## TASK OBJECTIVE
Copy every line in the records below that contains the word "component".

## DATASET EXTRACT
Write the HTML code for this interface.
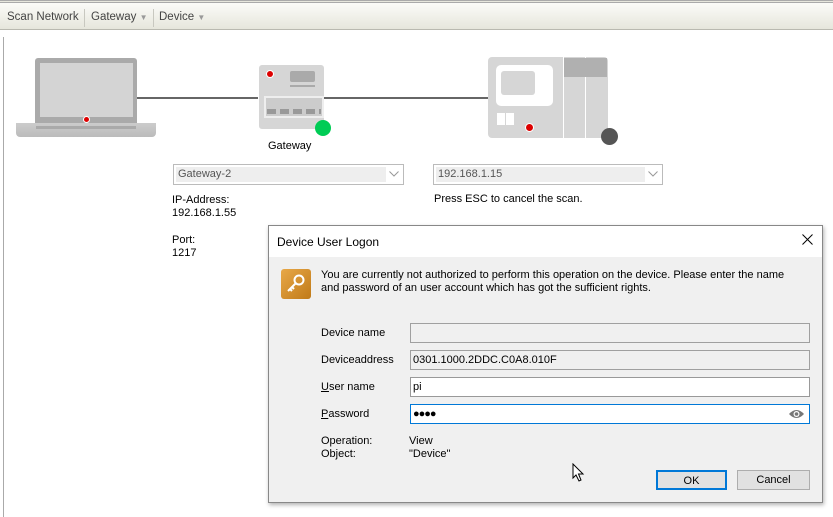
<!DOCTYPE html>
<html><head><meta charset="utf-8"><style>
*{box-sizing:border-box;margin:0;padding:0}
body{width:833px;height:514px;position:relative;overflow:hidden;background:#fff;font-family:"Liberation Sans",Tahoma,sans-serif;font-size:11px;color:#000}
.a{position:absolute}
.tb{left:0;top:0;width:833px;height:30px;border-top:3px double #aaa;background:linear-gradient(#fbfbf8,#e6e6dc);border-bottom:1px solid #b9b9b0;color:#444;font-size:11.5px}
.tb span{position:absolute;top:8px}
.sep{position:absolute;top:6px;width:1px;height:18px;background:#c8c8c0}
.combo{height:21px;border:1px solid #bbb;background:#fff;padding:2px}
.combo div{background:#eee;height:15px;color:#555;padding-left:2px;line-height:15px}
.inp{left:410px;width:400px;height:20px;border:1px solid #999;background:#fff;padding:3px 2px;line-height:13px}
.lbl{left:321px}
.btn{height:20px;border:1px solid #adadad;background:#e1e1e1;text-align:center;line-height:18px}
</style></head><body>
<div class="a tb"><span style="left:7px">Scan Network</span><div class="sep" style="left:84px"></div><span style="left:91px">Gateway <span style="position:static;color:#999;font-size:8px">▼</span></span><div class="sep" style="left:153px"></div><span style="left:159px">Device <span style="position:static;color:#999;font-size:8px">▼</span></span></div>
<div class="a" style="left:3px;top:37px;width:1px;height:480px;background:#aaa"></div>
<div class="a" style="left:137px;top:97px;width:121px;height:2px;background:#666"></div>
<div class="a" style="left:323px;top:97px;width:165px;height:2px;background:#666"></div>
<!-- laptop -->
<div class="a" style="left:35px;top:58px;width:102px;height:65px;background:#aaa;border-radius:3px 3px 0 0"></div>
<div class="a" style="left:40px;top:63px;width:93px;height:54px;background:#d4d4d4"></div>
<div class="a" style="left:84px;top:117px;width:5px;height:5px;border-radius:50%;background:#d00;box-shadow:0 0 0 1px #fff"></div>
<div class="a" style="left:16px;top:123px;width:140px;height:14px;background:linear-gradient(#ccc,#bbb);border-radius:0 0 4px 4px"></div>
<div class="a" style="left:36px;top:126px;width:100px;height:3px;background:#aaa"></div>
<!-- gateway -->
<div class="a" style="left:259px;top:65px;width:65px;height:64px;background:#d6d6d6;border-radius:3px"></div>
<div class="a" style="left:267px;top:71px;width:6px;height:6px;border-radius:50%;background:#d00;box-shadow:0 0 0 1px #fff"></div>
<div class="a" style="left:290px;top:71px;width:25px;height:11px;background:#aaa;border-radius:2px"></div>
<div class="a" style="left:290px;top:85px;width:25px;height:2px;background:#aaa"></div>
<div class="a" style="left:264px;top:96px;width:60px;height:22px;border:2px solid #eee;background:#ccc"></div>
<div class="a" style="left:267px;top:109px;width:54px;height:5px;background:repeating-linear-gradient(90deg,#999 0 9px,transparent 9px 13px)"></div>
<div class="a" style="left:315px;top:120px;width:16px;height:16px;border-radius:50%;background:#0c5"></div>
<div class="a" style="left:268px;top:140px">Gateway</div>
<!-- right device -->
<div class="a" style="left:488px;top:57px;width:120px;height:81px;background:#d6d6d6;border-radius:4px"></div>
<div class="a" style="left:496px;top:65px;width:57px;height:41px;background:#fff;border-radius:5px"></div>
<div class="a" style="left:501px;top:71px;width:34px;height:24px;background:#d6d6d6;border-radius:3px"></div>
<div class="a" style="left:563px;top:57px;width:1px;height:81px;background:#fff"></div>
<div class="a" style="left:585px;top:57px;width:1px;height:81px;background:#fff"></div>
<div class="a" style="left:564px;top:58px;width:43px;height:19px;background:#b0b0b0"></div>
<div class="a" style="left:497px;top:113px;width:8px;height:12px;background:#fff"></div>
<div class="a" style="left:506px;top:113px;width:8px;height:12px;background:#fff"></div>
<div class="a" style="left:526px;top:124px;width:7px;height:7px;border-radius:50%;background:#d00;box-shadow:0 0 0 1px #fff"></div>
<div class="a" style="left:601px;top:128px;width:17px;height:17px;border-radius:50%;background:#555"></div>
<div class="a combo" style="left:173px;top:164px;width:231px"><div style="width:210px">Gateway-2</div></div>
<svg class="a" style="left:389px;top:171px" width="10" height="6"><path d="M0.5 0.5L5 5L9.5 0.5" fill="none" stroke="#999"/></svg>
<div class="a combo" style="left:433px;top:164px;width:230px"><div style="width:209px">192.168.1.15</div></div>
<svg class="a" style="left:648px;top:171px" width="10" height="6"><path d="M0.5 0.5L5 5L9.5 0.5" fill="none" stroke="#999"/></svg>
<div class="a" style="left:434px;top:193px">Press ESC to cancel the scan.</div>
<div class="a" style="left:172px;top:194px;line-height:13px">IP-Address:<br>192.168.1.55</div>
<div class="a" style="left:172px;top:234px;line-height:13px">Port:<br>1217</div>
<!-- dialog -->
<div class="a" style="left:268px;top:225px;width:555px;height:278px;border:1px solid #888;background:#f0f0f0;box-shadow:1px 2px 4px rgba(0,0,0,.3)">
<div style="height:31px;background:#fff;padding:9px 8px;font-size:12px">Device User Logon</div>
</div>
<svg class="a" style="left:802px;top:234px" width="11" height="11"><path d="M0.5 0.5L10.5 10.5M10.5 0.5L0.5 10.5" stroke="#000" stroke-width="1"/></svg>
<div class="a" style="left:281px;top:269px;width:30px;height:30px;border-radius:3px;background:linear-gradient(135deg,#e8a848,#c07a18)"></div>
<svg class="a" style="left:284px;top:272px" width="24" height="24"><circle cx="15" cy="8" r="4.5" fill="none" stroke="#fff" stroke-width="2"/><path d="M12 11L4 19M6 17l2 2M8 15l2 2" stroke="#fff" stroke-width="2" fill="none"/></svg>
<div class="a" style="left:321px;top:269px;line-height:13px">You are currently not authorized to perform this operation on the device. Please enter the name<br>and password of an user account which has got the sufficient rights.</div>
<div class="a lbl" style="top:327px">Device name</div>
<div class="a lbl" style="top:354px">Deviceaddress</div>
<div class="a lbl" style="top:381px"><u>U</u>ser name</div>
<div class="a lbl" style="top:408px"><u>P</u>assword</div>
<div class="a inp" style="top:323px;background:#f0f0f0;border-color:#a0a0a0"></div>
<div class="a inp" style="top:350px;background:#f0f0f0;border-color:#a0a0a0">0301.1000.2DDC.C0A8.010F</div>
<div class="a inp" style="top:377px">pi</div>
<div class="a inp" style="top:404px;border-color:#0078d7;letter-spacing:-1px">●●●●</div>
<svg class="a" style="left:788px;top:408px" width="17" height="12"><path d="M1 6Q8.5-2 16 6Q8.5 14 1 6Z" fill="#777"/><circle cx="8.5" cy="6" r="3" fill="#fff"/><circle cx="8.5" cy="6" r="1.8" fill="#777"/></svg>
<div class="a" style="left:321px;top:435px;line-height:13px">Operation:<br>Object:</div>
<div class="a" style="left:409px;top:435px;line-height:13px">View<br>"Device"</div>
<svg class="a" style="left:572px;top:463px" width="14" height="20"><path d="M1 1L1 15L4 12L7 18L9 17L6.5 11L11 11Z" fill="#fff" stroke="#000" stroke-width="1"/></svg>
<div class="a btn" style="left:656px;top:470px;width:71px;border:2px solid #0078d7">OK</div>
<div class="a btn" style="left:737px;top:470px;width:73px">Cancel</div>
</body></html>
---
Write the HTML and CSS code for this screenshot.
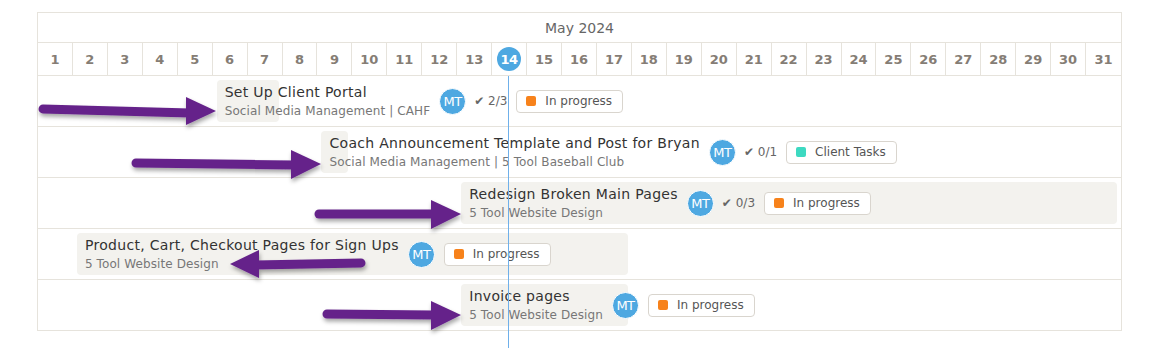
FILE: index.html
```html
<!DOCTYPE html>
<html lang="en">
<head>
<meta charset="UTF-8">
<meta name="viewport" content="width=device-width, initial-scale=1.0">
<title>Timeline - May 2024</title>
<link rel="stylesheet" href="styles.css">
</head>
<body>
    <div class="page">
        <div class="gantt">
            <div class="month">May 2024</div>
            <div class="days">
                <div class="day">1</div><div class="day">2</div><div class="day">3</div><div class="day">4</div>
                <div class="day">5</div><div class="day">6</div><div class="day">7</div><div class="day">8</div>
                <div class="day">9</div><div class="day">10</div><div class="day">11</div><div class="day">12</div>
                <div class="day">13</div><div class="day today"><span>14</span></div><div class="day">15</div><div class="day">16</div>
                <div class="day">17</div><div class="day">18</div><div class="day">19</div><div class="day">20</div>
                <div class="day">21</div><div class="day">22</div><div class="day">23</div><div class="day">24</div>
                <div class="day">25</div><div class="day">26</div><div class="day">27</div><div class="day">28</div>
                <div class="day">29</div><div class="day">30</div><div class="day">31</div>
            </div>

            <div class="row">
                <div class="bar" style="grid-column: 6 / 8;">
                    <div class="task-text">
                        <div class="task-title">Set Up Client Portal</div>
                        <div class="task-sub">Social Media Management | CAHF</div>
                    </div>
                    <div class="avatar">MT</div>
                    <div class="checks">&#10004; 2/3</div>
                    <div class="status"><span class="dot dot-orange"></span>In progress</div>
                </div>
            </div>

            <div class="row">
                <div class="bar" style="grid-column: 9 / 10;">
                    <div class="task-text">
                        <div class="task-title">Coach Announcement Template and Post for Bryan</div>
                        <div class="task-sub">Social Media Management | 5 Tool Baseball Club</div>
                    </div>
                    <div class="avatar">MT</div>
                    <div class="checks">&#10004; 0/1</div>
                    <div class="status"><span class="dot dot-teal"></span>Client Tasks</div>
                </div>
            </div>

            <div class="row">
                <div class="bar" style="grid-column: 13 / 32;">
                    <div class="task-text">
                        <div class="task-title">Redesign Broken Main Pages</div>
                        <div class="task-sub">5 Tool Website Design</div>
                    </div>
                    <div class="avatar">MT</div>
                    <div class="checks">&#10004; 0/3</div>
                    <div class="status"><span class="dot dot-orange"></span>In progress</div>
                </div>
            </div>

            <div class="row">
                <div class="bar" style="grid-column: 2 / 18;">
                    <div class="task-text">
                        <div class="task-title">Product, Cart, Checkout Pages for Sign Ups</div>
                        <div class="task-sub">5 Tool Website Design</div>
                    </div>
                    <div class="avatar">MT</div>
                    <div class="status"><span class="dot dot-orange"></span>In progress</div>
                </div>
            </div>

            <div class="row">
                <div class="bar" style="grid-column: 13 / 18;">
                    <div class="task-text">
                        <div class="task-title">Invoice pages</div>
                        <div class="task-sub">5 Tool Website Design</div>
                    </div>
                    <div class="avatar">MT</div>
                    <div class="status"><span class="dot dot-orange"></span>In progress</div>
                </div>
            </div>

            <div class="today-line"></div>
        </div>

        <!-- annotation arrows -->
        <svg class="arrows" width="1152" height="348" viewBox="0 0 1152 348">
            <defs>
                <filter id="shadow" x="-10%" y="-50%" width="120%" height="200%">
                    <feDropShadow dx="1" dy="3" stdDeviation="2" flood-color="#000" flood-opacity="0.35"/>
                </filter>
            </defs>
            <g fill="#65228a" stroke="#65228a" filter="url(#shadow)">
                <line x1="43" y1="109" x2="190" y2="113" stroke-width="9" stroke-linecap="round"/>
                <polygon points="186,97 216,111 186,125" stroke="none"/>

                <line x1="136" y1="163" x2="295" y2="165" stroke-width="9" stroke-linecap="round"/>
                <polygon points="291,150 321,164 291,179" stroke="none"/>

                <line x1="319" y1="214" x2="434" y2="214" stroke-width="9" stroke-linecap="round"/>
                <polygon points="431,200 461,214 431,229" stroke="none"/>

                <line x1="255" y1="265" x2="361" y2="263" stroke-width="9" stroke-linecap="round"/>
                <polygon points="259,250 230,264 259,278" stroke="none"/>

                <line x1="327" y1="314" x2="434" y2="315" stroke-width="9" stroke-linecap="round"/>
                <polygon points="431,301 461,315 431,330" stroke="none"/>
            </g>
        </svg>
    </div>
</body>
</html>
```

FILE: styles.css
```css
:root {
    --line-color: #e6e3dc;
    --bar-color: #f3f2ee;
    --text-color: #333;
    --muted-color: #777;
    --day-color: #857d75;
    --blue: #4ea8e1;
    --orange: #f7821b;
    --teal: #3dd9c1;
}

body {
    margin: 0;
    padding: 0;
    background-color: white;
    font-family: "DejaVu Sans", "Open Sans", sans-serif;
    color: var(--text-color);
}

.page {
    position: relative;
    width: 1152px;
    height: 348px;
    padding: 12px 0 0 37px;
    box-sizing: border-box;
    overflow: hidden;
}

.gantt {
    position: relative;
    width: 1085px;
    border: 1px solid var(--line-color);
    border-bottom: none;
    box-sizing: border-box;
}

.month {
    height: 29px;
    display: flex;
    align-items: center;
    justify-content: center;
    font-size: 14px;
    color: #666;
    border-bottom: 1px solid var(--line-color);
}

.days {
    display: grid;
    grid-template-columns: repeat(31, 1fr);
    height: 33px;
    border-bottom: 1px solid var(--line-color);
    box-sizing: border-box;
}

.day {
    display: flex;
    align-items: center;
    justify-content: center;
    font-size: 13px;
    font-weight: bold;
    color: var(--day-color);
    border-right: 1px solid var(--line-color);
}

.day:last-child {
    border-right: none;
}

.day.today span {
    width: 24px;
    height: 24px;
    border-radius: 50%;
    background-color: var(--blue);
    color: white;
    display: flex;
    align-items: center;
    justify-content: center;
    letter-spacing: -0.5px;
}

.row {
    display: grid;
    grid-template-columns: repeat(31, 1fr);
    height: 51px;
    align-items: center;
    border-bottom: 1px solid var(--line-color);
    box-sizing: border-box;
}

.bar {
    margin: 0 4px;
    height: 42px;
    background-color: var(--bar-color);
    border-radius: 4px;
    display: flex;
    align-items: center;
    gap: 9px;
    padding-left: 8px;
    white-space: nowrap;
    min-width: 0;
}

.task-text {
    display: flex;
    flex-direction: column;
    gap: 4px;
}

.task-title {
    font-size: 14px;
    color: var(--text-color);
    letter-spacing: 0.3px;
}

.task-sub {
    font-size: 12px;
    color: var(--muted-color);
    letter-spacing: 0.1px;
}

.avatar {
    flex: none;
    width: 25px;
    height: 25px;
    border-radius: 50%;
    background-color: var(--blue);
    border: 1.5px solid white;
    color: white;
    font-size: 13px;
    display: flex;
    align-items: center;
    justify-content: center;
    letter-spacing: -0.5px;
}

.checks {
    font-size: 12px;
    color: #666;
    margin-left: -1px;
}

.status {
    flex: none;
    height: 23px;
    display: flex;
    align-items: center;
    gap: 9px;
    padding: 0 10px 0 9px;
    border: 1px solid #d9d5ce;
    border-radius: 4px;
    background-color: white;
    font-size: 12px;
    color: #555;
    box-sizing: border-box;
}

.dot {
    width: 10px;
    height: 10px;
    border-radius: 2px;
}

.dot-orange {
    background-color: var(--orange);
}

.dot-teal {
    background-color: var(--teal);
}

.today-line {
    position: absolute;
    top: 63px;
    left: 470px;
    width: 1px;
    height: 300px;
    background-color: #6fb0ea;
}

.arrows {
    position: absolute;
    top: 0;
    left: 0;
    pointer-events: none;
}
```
---
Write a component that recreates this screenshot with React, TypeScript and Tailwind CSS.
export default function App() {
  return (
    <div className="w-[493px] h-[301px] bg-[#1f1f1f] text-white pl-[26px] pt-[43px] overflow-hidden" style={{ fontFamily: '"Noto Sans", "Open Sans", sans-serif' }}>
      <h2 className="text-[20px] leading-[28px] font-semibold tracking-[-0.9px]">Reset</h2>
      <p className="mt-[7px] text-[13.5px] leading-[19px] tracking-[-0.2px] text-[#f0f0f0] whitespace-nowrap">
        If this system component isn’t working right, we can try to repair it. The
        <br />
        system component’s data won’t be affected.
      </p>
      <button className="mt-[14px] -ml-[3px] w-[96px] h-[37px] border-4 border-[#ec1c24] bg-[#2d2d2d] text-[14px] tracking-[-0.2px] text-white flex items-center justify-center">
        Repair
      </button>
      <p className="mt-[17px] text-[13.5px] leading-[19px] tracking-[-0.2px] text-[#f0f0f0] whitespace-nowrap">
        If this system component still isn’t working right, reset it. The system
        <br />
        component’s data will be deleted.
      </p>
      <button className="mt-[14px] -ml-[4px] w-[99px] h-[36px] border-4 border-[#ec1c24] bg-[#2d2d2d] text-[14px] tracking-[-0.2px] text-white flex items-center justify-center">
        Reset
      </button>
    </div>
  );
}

## RESULT FOR THIS EXERCISE
Write a component that recreates this screenshot with React, TypeScript and Tailwind CSS.
        If this system component isn’t working right, we can try to repair it. The
        system component’s data won’t be affected.
        If this system component still isn’t working right, reset it. The system
        component’s data will be deleted.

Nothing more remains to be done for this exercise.